Relato de una Era

Relato de una Era

Dios y Trujillo; En esta casa Trujillo es el jefe. Dos frases muy comunes y presentes como valla, la primera y como placa hogareña obligatoria, la segunda durante la última década de las tres que duró la Era de Trujillo.

Agreguemos a ello el encabezado que seguía a la fecha de toda composición escrita ya fuese en la escuela o en correspondencia pública o privada. Esas consignas penetraron hondamente en la psiquis de todas las personas por lo que no debe extrañar que los jefes de familia sintieran ser los representantes caseros del mandamás dominicano.

Mi padre no fue la excepción, sus juicios no se cuestionaban, sus órdenes se ejecutaban “voluntariamente” sin argumento, so pena de recibir una poco agradable e indeseada respuesta.

En ese tenor, recuerdo el uso peculiar que hacia mi progenitor a los pronombres tú y usted. Cuando me tuteaba, el ambiente era agradable y exento de peligro, por otro lado, si empezaba la oración diciendo: Mire, usted…, el asunto era serio y ponía a temblar, ya que era el preámbulo de una reprimenda.

Recuerdo que a fin de recibir el pan de la enseñanza intermedia y secundaria debía recorrer ocho kilómetros de ida, equivalentes a 80 kilómetros transitados semanalmente. Para ello contaba con la montura de mi inolvidable jumento “Ligerito”. Una tarde excepcional, Papá, quien se desempeñaba como comerciante agrícola, me comunicó que debía salir más temprano para el liceo, puesto que necesitaría el burro, como parte de una recua, para la carga de la cosecha de cacao.

Con cara de poco agrado, pero sin protestar, partí con una hora de anticipo para la escuela. Llegué puntual a las 2 de la tarde y terminamos a las 5 pm. Mi compañero de estudio, el hoy fallecido Carlos Manuel, era hijo de un rico hacendado y comerciante de la zona, llamado Carlos Sosa.
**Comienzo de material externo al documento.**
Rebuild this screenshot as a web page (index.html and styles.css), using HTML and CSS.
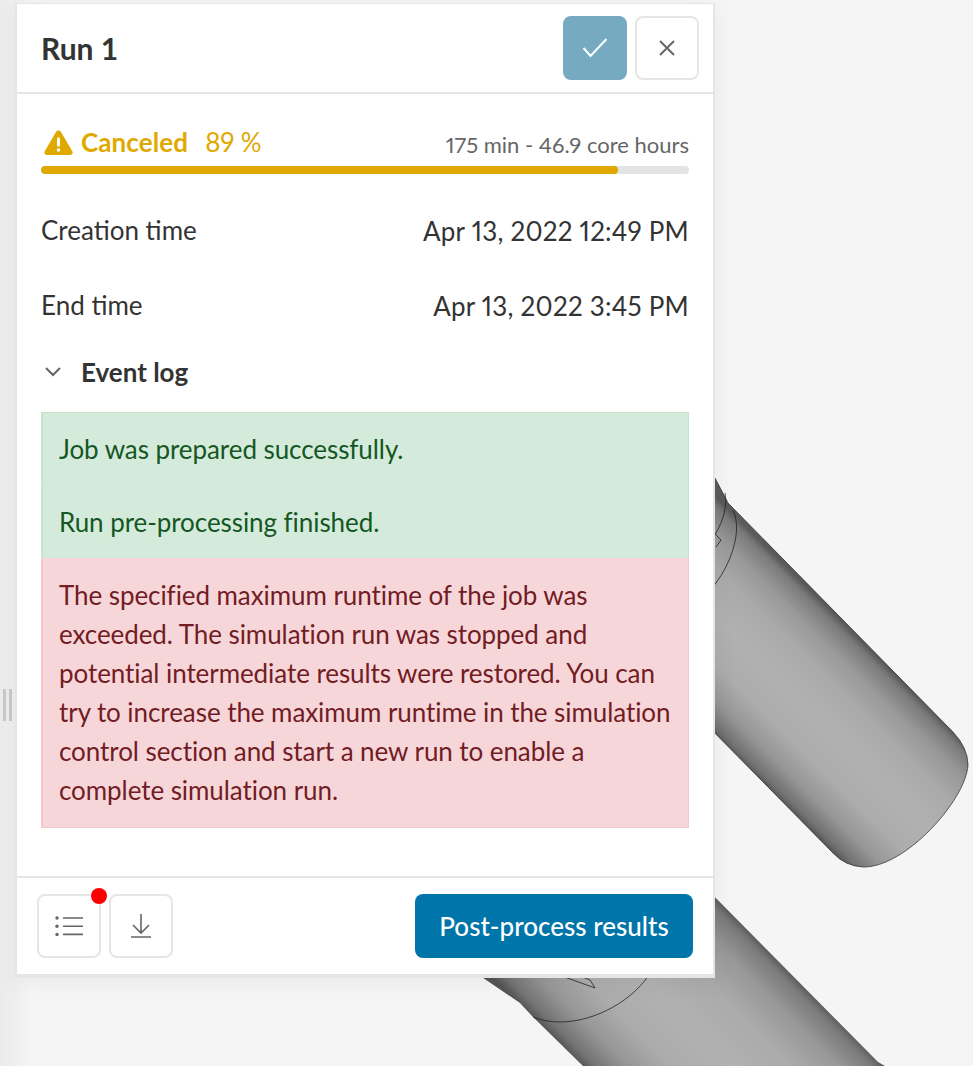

El poderoso hombre de negocios tenía una finca apodada La Jíbara, quizás atendiendo al nombre del lugar. Carlos Manuel me invitó a esperar sentados en los bancos del parque de Bajabonico , el retorno de la camioneta de su padre, y así recibir el beneficio de un transporte gratuito.

Eso fue viernes, comenzando la primavera. Dieron las 6 pm y la camioneta no llegaba; empezó a anochecer, decidí emprender a pie el regreso al hogar.

Mi difunto padre era obsesivo con eso de medir el tiempo; poseía un reloj de pulsera marca Bulova, a prueba de golpes y de agua; te mandaba a una diligencia y primero miraba el cronómetro, igualmente volvía a chequearlo al regreso.

Volviendo al relato, pasando la sección de Llanos de Pérez y colindando con Quebrada Honda, alcancé a divisar la figura paterna quien al encontrarnos de frente miró a su reloj. Eran pasadas las siete de la noche.

De inmediato y sin mediar palabras exclamó: “¿Dígame usted si estas son horas, para que, saliendo a las 5 pm de la escuela, ahora sea que usted venga llegando a la mitad del camino?”

Era mejor guardar silencio. Rápidamente agregó: “al llegar a casa, esa pela no se la evita nadie”. Fue la caminata más larga y tormentosa de mi vida. Ya en la vivienda papá me hizo cenar, seguidamente se removió la correa del cinto; el resto es fácil de adivinar. Mamá guardó silencio.

Desde ese día no volvió a faltarme Ligerito, ni yo volví a esperar transporte gratis.